In that view of the matter, I pass the following:
ORDER
1. The impugned order dated 27-5-1989 in C.DIS.REV.SR. 1 of 1987-88 passed by the respondent 1. Assistant Commissioner, copy as at An-nexure-C to writ petition, confirming the order of grant made by the respondent 3, the Tahsildar, is quashed, so also the further orders of the respondent 2, the Special Deputy Commissioner confirming the order of the Assistant Commissioner is also quashed. Furthermore, the impugned order dated 15-6-1972 passed by the Tahsildar in Case No. DIS.KDR. 709/71-72 granting the subject land to the respondent 5 also stands quashed.

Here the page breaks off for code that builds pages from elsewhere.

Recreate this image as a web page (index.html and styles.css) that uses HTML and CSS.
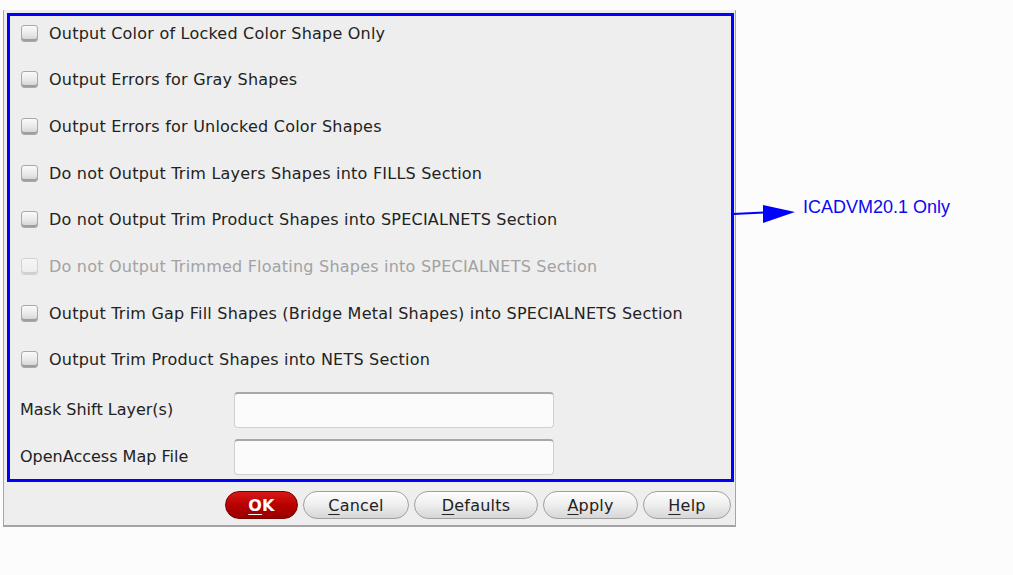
FILE: index.html
```html
<!DOCTYPE html>
<html>
<head>
<meta charset="utf-8">
<link rel="stylesheet" href="styles.css">
</head>
<body>
<div class="dialog">
  <div class="frame">
    <div class="checks">
      <label class="row"><span class="box"></span><span>Output Color of Locked Color Shape Only</span></label>
      <label class="row"><span class="box"></span><span>Output Errors for Gray Shapes</span></label>
      <label class="row"><span class="box"></span><span>Output Errors for Unlocked Color Shapes</span></label>
      <label class="row"><span class="box"></span><span>Do not Output Trim Layers Shapes into FILLS Section</span></label>
      <label class="row"><span class="box"></span><span>Do not Output Trim Product Shapes into SPECIALNETS Section</span></label>
      <label class="row disabled"><span class="box"></span><span>Do not Output Trimmed Floating Shapes into SPECIALNETS Section</span></label>
      <label class="row"><span class="box"></span><span>Output Trim Gap Fill Shapes (Bridge Metal Shapes) into SPECIALNETS Section</span></label>
      <label class="row"><span class="box"></span><span>Output Trim Product Shapes into NETS Section</span></label>
    </div>
    <div class="fields">
      <div class="field"><span class="flabel">Mask Shift Layer(s)</span><span class="input"></span></div>
      <div class="field"><span class="flabel">OpenAccess Map File</span><span class="input"></span></div>
    </div>
  </div>
  <div class="buttons">
    <span class="btn ok"><u>O</u>K</span>
    <span class="btn cancel"><u>C</u>ancel</span>
    <span class="btn defaults"><u>D</u>efaults</span>
    <span class="btn apply"><u>A</u>pply</span>
    <span class="btn help"><u>H</u>elp</span>
  </div>
</div>
<svg class="arrow" width="70" height="24" viewBox="0 0 70 24">
  <line x1="0" y1="10" x2="32" y2="8.5" stroke="#0000ff" stroke-width="2"/>
  <polygon points="30,1 62,8 30,19" fill="#0000ff"/>
</svg>
<div class="note">ICADVM20.1 Only</div>
</body>
</html>
```
FILE: styles.css
```css
html, body {
  margin: 0;
  padding: 0;
  background: #fcfcfc;
}
body {
  width: 1013px;
  height: 575px;
  position: relative;
  font-family: "DejaVu Sans", sans-serif;
  font-size: 16px;
  color: #222;
}
.dialog {
  margin: 10px 0 0 3px;
  width: 733px;
  height: 517px;
  box-sizing: border-box;
  background: #eeeeee;
  border-left: 1px solid #a6a6a6;
  border-right: 1px solid #a6a6a6;
  border-bottom: 2px solid #a4a4a4;
  padding: 3px 1px 0 3px;
  display: flex;
  flex-direction: column;
}
.frame {
  width: 727px;
  height: 469px;
  box-sizing: border-box;
  border: 3px solid #0000ff;
  padding: 2px 0 4px 0;
  display: flex;
  flex-direction: column;
}
.checks {
  display: flex;
  flex-direction: column;
  gap: 16.7px;
  padding-left: 11px;
}
.row {
  height: 30px;
  display: flex;
  align-items: center;
  gap: 11px;
  white-space: nowrap;
  letter-spacing: 0.22px;
}
.box {
  width: 15px;
  height: 15px;
  border: 1px solid #a9a9a9;
  border-radius: 3px;
  background: linear-gradient(#fafafa, #e8e8e8 55%, #cfcfcf);
  box-shadow: inset 0 -2px 0 #9e9e9e;
  flex: none;
}
.disabled {
  color: #a2a2a2;
}
.disabled .box {
  border-color: #d2d2d2;
  box-shadow: inset 0 -2px 0 #d0d0d0;
  background: linear-gradient(#f6f6f6, #ececec);
}
.fields {
  margin-top: 17px;
  display: flex;
  flex-direction: column;
  gap: 11px;
  padding-left: 10px;
}
.field {
  display: flex;
  align-items: center;
  height: 36px;
}
.flabel {
  width: 214px;
  flex: none;
}
.input {
  width: 320px;
  height: 36px;
  box-sizing: border-box;
  background: #fbfbfb;
  border: 1px solid #d0d0d0;
  border-top: 2px solid #a8a8a8;
  border-radius: 4px;
}
.buttons {
  margin-top: 9px;
  display: flex;
  justify-content: flex-end;
  gap: 5px;
  padding-right: 3px;
}
.btn {
  height: 28px;
  box-sizing: border-box;
  border: 1px solid #a0a0a0;
  border-radius: 14px;
  background: linear-gradient(#fdfdfd, #eeeeee 50%, #d6d6d6);
  display: flex;
  align-items: center;
  justify-content: center;
  color: #222;
  letter-spacing: 0.2px;
}
.btn u {
  text-decoration-thickness: 1px;
  text-underline-offset: 3px;
}
.ok {
  width: 73px;
  background: linear-gradient(#d81818, #b80000 50%, #980000);
  border-color: #7a0000;
  color: #fff;
  font-weight: bold;
}
.cancel { width: 106px; }
.defaults { width: 124px; }
.apply { width: 95px; }
.help { width: 88px; }
.arrow {
  position: absolute;
  left: 733px;
  top: 204px;
}
.note {
  position: absolute;
  left: 803px;
  top: 198px;
  font-family: "Liberation Sans", Arial, sans-serif;
  font-size: 18px;
  line-height: 18px;
  color: #0a0af0;
  white-space: nowrap;
}
```
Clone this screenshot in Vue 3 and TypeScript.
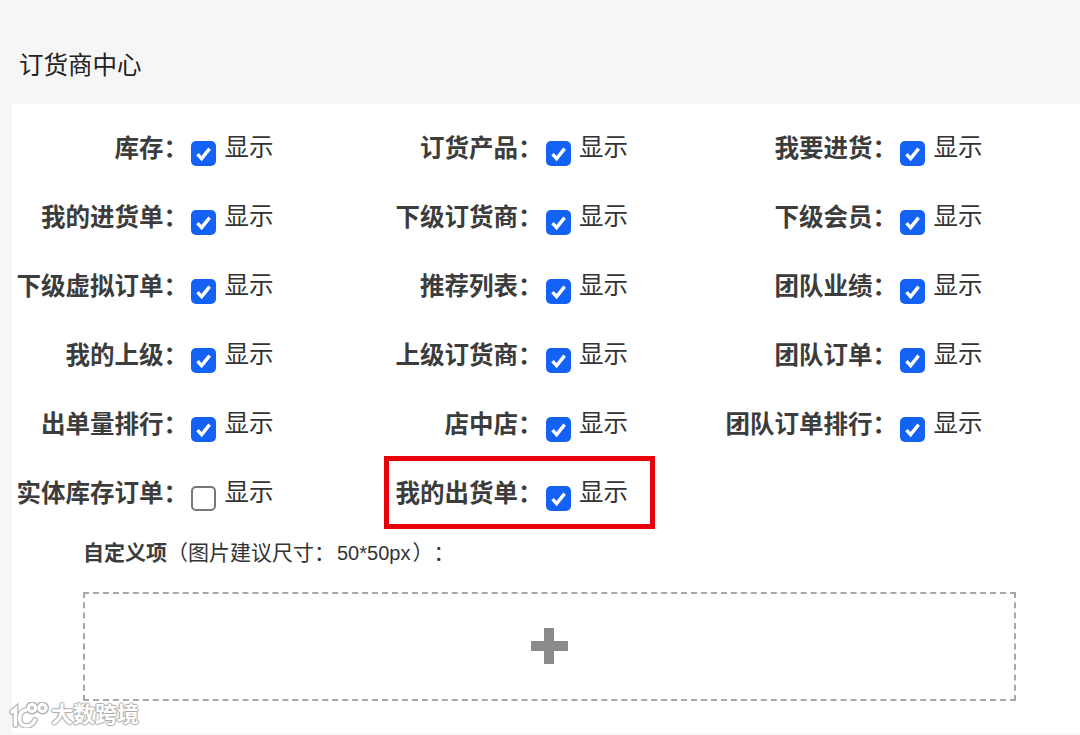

2. The matter is now remitted to the respondent 3, the Tahsildar to pass a considered order strictly in accordance with law and further in the light of the observation of this Court on the point of kumki right vis-a-vis the tenancy right in the matter of grant of the subject land to the respondent 5 after issuing notice to the petitioner herein and after he being heard. Let him do that within a period of three months from the date of communication of this order. Such a course this Court had to recourse to, since the original application filed by the respondent 5 is not before this Court and that the considered order thereon has to be passed in the circumstance by the respondent 3 to dispose of the same, no matter it may be a matter of routine and course of event for him to do.
The writ petition therefore succeeds and accordingly stands allowed in the above terms. Rule issued made absolute. No cost.
The Registry is directed to forward a copy of the order herein passed to the respondent 3, the Tahsildar, Karkala for compliance.